→ TASK BRIEF
Answer with one number: how many lines hold the string "page".
--- start ---
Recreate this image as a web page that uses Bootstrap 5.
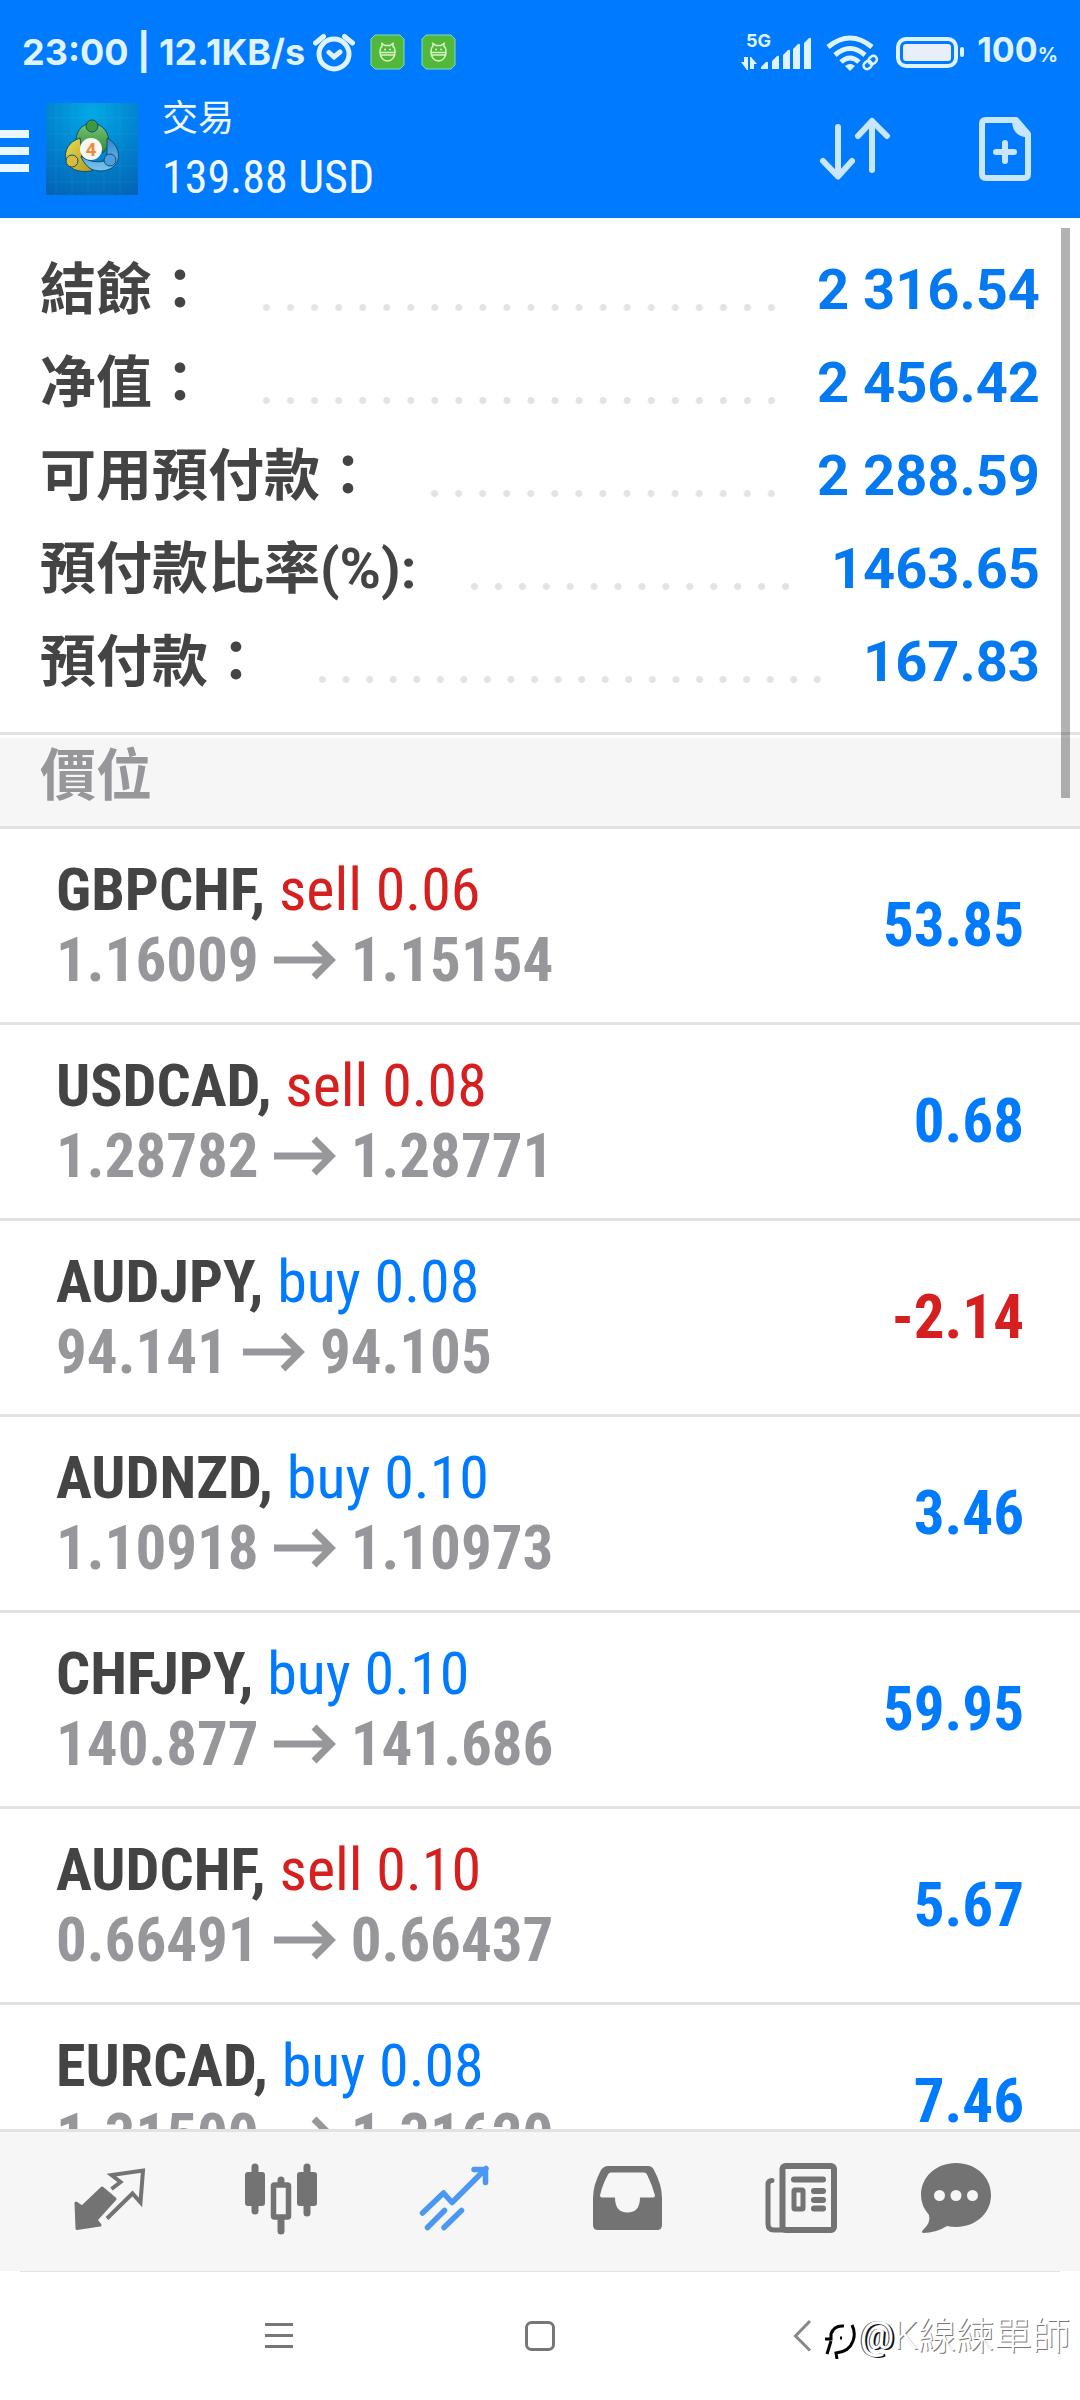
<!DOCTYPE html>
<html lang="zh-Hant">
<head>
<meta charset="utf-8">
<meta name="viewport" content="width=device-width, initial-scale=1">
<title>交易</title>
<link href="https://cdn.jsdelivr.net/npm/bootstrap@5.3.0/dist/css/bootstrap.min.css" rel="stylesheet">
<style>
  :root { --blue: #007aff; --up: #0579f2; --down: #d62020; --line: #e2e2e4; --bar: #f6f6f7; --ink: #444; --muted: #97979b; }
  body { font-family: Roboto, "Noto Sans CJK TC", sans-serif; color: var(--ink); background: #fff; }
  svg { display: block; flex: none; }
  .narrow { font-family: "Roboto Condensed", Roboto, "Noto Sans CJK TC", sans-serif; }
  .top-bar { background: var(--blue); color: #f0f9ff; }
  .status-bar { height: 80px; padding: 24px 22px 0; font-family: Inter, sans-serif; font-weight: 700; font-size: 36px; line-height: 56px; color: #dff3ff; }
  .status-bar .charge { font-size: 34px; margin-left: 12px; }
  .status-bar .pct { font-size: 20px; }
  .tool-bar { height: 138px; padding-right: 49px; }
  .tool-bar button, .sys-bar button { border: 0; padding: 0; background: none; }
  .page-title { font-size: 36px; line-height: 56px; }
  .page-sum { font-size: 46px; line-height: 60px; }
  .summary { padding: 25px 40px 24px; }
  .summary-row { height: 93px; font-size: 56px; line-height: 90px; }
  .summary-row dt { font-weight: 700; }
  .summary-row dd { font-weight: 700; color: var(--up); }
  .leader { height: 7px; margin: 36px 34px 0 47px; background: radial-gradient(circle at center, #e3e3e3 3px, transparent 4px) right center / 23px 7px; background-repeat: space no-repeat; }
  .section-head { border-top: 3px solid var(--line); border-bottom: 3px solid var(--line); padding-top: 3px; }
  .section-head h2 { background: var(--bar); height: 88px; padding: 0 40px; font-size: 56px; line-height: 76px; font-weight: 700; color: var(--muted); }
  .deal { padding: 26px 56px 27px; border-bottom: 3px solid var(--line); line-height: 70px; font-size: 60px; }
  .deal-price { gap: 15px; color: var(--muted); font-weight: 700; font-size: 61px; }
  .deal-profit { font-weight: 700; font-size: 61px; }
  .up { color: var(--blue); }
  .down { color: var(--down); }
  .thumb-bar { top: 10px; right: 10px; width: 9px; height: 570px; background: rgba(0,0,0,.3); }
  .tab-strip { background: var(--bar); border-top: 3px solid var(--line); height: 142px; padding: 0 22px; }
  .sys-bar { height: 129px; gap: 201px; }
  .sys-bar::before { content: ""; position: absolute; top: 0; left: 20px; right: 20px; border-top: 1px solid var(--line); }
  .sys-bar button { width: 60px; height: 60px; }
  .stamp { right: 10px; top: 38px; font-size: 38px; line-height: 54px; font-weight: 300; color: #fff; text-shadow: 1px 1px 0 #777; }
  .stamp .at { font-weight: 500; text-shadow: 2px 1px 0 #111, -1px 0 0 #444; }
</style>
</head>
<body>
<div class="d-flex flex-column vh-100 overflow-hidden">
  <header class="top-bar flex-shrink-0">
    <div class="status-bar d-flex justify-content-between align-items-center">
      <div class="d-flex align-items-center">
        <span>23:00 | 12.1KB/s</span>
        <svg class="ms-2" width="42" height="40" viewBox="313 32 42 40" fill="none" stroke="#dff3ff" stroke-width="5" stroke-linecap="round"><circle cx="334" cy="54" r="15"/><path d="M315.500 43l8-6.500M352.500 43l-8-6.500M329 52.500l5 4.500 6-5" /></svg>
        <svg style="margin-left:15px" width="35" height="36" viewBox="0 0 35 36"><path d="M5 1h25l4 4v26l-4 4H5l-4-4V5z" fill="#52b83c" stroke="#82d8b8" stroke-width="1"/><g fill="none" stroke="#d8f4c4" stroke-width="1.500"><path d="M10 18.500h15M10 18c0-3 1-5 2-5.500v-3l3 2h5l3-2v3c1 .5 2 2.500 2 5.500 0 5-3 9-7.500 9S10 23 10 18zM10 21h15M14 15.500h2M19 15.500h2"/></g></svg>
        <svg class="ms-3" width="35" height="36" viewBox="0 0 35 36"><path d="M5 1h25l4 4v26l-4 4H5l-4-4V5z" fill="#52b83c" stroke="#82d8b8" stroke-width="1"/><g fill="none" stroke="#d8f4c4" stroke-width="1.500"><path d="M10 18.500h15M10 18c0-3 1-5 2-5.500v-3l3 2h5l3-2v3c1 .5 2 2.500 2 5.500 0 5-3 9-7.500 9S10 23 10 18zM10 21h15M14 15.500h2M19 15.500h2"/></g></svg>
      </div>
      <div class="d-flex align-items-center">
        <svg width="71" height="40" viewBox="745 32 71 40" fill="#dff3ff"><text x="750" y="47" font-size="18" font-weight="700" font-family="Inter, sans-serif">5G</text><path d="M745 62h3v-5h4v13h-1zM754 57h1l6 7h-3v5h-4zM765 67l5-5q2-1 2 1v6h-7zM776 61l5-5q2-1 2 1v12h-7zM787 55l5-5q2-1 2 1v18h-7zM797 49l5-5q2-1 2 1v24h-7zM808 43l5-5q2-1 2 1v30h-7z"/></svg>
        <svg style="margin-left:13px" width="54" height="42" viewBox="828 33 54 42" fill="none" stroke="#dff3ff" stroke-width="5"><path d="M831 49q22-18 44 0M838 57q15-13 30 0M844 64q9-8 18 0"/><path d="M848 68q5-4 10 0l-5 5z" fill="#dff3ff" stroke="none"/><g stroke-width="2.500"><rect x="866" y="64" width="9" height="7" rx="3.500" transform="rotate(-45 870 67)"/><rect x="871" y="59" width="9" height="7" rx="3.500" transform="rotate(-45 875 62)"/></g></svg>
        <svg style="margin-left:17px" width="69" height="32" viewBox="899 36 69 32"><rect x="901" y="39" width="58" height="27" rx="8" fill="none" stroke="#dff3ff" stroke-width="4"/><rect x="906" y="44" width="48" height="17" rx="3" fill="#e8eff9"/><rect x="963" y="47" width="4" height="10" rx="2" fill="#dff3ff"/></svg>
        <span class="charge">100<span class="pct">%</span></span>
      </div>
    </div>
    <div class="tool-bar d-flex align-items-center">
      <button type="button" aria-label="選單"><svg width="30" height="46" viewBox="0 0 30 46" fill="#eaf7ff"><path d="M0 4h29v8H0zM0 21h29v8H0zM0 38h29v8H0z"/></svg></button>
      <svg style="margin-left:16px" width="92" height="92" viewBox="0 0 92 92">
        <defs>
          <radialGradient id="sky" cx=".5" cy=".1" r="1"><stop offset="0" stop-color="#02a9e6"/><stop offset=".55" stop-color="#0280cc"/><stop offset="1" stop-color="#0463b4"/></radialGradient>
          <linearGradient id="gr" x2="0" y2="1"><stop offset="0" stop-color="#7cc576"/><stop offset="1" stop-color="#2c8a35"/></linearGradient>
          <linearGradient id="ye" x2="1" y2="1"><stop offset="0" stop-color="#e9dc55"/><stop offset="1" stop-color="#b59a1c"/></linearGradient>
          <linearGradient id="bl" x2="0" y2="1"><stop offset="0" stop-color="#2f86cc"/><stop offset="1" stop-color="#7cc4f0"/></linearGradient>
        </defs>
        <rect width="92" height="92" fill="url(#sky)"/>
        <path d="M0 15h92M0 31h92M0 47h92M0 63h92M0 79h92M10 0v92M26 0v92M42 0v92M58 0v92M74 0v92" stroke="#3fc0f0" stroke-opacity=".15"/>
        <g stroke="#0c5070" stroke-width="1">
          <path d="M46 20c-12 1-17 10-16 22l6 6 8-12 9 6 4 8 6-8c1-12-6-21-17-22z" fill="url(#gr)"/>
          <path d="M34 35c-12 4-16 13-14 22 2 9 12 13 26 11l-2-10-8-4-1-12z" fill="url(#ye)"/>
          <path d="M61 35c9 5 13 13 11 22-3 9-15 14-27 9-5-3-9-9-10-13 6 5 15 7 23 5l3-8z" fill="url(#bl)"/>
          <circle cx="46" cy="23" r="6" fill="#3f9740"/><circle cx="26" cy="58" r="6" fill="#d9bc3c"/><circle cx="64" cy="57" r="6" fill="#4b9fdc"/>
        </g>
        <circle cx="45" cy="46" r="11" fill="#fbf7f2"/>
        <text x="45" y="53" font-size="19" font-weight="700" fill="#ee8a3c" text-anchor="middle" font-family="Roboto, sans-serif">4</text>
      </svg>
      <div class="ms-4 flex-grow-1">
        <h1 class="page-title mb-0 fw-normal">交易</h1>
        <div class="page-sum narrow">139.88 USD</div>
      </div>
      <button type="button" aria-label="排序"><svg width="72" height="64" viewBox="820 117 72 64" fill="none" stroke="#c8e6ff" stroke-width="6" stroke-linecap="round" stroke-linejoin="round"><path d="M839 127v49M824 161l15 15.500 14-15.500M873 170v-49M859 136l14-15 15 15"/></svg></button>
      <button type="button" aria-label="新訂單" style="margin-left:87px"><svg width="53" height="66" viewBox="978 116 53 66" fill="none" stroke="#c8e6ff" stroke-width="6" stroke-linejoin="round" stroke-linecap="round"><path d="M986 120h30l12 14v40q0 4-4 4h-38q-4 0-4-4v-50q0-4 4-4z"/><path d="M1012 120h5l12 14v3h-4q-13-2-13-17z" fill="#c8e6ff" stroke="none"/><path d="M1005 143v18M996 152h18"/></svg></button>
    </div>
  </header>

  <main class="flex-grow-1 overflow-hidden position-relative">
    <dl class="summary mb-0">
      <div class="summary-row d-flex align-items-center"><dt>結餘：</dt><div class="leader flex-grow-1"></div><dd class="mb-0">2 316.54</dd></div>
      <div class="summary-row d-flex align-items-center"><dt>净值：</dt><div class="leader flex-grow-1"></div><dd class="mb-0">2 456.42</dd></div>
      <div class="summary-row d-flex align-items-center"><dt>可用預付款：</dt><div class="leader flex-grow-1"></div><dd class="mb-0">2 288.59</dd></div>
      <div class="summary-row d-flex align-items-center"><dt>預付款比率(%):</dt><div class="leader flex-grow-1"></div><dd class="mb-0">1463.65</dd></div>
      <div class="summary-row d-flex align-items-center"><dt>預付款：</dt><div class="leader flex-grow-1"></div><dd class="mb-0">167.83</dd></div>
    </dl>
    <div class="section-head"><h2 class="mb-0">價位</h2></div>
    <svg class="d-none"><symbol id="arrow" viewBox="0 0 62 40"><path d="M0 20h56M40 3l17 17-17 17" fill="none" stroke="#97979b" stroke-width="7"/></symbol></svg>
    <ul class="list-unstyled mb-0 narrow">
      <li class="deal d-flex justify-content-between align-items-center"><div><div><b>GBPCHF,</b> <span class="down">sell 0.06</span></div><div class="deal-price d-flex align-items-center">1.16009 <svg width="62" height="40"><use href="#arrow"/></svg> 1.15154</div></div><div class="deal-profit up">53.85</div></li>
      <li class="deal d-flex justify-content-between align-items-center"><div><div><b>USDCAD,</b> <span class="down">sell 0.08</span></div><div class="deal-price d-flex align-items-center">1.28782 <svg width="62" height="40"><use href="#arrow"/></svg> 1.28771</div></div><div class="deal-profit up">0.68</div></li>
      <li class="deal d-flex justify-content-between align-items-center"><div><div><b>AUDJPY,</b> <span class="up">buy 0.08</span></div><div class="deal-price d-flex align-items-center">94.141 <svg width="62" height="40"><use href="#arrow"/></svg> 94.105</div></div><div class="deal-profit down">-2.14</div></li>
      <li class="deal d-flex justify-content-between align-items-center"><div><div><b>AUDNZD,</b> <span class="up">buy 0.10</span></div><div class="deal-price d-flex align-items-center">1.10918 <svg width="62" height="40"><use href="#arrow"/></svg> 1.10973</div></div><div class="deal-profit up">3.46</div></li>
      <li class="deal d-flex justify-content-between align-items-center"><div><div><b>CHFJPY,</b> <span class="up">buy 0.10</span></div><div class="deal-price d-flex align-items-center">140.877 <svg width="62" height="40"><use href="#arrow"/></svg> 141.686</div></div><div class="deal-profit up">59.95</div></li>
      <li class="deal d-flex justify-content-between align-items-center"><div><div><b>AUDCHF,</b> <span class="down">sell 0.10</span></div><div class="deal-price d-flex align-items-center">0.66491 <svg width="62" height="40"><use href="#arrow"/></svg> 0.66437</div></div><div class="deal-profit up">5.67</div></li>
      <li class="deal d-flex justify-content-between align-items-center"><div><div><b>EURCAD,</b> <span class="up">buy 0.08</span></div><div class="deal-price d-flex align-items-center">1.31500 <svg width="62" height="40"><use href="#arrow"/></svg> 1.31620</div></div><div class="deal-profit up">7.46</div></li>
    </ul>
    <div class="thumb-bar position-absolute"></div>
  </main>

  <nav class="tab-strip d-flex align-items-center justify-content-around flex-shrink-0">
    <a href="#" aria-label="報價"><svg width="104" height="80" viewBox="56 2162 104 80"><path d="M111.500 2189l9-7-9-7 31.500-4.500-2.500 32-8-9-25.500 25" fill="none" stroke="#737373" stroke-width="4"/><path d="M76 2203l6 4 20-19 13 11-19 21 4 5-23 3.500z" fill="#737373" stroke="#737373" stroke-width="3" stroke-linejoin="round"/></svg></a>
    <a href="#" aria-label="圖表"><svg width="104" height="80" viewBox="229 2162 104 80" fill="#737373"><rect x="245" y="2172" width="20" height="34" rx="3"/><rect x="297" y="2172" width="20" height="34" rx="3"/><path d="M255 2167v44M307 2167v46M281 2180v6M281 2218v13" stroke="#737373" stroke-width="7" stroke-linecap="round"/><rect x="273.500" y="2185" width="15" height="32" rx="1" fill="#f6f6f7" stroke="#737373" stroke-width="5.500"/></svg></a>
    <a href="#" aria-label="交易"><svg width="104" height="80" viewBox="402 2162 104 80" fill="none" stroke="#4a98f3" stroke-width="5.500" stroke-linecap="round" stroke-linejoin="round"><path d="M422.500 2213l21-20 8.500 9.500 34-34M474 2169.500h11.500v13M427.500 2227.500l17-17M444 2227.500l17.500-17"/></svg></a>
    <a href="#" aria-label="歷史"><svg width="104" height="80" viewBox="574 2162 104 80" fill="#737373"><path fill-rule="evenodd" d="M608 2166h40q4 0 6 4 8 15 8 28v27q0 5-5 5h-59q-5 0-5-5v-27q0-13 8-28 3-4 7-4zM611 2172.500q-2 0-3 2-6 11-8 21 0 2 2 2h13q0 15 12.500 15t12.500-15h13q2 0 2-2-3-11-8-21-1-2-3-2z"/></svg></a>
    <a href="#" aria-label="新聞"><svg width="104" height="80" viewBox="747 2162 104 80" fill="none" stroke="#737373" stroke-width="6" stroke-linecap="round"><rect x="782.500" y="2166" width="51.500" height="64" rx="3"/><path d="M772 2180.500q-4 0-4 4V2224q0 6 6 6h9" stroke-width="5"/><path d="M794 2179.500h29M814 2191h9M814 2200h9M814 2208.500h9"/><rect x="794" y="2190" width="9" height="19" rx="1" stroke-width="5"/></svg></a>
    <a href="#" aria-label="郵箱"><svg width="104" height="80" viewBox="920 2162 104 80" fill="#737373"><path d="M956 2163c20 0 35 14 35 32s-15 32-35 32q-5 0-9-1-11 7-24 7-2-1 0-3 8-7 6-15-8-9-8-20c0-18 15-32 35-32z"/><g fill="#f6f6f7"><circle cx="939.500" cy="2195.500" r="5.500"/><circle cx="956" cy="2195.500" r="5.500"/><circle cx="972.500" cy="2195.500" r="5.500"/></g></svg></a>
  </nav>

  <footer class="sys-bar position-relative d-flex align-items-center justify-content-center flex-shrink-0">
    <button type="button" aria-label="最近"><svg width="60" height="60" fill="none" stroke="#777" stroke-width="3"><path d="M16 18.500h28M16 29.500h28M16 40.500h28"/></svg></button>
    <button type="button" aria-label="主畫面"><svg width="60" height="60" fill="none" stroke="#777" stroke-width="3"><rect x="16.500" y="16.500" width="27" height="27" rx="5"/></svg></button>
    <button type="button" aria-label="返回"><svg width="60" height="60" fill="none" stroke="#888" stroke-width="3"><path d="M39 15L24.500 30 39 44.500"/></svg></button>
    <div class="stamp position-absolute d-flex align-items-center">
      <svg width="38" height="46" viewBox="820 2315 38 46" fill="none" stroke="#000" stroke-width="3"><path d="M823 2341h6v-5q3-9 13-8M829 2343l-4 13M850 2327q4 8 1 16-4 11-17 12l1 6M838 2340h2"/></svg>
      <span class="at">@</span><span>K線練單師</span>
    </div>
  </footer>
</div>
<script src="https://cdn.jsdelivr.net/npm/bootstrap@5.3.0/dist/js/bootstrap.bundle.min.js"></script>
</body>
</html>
--- end ---
→ EXPECTED ANSWER
5